Once the model is stacked this way, obtaining OLS estimates of the VAR is straightforward. An estimate \(\hat B\) is obtained from:

\[ \hat B = (X'X)^{-1} X'Y \]

This is equivalent to applying OLS on each column variable:

\[ \begin{bmatrix}\hat B^{(1)} & \hat B^{(2)} & \dots & \hat B^{(n)}\end{bmatrix} = (X'X)^{-1}X' \begin{bmatrix}Y^{(1)} & Y^{(2)} & \dots & Y^{(n)}\end{bmatrix} \]

where \(Y^{(i)}\) denotes \(i\)-th column of matrix \(Y\). An estimate of the covariance matrix \(\Omega\) can be obtained from:

\[ \hat\Omega= \frac{1}{T-k-1}\hat{U}'\hat{U} \]

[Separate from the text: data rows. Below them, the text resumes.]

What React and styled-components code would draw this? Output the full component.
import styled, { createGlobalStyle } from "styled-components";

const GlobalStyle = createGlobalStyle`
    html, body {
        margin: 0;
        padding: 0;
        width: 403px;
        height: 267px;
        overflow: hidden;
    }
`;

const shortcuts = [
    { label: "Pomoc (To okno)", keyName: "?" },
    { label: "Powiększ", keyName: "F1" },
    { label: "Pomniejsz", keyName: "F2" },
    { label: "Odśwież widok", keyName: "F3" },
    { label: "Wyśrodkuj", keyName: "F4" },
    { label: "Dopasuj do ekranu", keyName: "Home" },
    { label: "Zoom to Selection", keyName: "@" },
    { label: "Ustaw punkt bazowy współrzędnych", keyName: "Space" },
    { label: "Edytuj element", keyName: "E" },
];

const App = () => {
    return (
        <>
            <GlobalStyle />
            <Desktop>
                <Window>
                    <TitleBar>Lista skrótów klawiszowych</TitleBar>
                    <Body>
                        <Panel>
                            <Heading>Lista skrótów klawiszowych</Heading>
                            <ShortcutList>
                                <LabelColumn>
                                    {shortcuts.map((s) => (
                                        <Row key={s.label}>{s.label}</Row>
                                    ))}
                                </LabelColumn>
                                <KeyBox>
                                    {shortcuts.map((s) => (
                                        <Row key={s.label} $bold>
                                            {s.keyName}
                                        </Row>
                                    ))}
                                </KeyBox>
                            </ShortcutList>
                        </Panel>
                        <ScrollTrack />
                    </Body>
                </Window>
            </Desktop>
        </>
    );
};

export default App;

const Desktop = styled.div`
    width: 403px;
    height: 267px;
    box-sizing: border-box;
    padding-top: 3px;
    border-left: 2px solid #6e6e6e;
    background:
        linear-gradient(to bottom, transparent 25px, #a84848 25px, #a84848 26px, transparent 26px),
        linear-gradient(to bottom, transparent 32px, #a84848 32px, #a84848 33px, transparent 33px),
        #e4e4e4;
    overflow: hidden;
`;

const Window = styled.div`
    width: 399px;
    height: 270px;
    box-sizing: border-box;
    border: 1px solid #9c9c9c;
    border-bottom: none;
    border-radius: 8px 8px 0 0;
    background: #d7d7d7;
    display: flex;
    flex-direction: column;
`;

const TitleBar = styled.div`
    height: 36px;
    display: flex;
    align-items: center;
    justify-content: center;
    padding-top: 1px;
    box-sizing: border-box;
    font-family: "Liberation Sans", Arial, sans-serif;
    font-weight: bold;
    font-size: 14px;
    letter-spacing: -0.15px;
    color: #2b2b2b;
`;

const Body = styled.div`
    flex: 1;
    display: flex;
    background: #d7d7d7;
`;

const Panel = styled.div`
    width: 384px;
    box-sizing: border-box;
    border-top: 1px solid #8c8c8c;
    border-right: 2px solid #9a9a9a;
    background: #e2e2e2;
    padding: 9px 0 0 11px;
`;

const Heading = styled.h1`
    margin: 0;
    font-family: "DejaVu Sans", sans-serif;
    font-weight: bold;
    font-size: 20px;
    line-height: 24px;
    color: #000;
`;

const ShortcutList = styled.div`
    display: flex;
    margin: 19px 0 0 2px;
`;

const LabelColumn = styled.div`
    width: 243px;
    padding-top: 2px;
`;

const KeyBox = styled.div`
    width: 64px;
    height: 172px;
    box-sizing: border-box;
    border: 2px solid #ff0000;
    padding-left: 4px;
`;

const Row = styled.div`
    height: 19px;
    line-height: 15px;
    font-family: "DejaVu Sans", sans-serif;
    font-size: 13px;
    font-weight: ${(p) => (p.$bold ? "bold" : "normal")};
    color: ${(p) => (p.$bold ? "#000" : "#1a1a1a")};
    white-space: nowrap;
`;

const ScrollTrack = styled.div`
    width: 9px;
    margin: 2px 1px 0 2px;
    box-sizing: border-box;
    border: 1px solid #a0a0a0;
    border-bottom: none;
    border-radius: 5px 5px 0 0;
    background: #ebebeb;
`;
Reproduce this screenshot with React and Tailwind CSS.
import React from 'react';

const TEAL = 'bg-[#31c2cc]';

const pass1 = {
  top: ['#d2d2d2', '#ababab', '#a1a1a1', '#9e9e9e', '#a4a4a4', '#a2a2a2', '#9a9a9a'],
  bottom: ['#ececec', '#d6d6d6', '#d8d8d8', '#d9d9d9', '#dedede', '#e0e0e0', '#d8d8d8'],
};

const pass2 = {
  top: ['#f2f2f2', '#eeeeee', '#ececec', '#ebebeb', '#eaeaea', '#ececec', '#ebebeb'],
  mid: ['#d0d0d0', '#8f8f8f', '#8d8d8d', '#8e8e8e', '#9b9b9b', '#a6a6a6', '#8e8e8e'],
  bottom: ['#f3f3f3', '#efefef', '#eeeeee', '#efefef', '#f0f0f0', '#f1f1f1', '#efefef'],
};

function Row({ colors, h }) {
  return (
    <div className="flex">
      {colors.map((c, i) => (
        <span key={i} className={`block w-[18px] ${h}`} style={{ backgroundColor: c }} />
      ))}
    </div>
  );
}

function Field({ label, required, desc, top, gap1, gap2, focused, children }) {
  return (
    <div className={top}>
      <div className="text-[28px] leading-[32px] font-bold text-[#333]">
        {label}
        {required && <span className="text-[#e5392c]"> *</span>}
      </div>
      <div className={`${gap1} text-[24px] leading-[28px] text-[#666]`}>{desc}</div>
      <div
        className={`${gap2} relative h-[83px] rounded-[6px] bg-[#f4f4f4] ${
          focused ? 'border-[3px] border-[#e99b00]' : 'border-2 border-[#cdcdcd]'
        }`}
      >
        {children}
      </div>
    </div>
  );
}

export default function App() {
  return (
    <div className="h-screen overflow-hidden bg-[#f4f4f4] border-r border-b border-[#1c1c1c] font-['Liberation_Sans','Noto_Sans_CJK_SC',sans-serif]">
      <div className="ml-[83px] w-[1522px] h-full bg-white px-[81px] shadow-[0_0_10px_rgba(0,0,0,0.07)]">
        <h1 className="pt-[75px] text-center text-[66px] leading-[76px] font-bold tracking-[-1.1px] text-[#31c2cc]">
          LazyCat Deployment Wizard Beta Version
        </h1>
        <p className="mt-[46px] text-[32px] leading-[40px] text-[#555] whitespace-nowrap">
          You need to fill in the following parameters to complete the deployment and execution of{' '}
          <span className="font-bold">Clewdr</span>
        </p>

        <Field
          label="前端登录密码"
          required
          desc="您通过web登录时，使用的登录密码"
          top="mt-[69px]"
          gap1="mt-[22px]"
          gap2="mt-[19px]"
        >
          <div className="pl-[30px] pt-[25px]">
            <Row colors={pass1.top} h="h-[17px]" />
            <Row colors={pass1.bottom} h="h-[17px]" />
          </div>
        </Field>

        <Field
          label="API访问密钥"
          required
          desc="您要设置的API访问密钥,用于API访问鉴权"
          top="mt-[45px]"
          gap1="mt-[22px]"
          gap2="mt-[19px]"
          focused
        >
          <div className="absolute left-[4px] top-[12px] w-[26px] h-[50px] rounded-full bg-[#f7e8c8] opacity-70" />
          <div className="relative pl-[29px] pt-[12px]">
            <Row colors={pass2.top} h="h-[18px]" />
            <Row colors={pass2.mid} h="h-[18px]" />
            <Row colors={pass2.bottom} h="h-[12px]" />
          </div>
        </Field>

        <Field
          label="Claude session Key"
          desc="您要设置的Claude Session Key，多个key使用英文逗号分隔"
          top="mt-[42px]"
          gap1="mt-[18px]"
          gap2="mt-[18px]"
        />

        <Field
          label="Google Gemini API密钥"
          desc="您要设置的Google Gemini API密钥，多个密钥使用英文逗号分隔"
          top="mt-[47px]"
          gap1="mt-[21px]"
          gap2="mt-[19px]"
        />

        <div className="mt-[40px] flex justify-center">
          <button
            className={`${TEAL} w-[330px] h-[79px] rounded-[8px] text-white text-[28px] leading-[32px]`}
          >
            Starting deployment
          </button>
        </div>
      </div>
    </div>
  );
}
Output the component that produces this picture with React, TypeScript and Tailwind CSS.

Under the assumptions (1)-(3), the parameters are consistently estimated by OLS regressions. Standard asymptotic results apply.

27.2 Vectorized Form

Alternatively, one can vectorize the VAR system as:

\[ \begin{bmatrix} Y^{(1)} \\ Y^{(2)} \\ \vdots \\ Y^{(n)} \end{bmatrix}_{nT\times 1} = \begin{bmatrix} X & & & \\ & X & & \\ & & \ddots & \\ & & & X \end{bmatrix}_{nT \times nk} \begin{bmatrix} B^{(1)} \\ B^{(2)} \\ \vdots \\ B^{(n)} \end{bmatrix}_{nk \times 1} + \begin{bmatrix} U^{(1)} \\ U^{(2)} \\ \vdots \\ U^{(n)} \end{bmatrix}_{nT\times 1} \]

where \(Y^{(i)}\) denotes \(i\)-th column of matrix \(Y\). The vectorized system can be compactly written as

\[ y = \bar{X}\beta + u \tag{27.3}\]

where \(y = vec(Y)\), \(\bar{X} = I_n \otimes X\), \(\beta = vec(B)\), \(u = vec(U)\). Also, one has \(\mathbb E(uu') = \bar\Omega\), where \(\bar\Omega = \Omega\otimes I_T\). An OLS estimate of the vectorised \(\beta\) can be obtained as:

\[ \hat\beta = (\bar{X}' \bar{X})^{-1} \bar{X}'y \]

It should be noted that Equation 27.2 and Equation 27.3 are just alternative but equivalent representations of the same VAR model Equation 27.1. We opt to use one representation or the other according to which one is most convenient for our purposes. Equation 27.2 is typically faster to compute (because smaller matrices produce more accurate estimates), while statistical inference works more naturally with the vectorized form.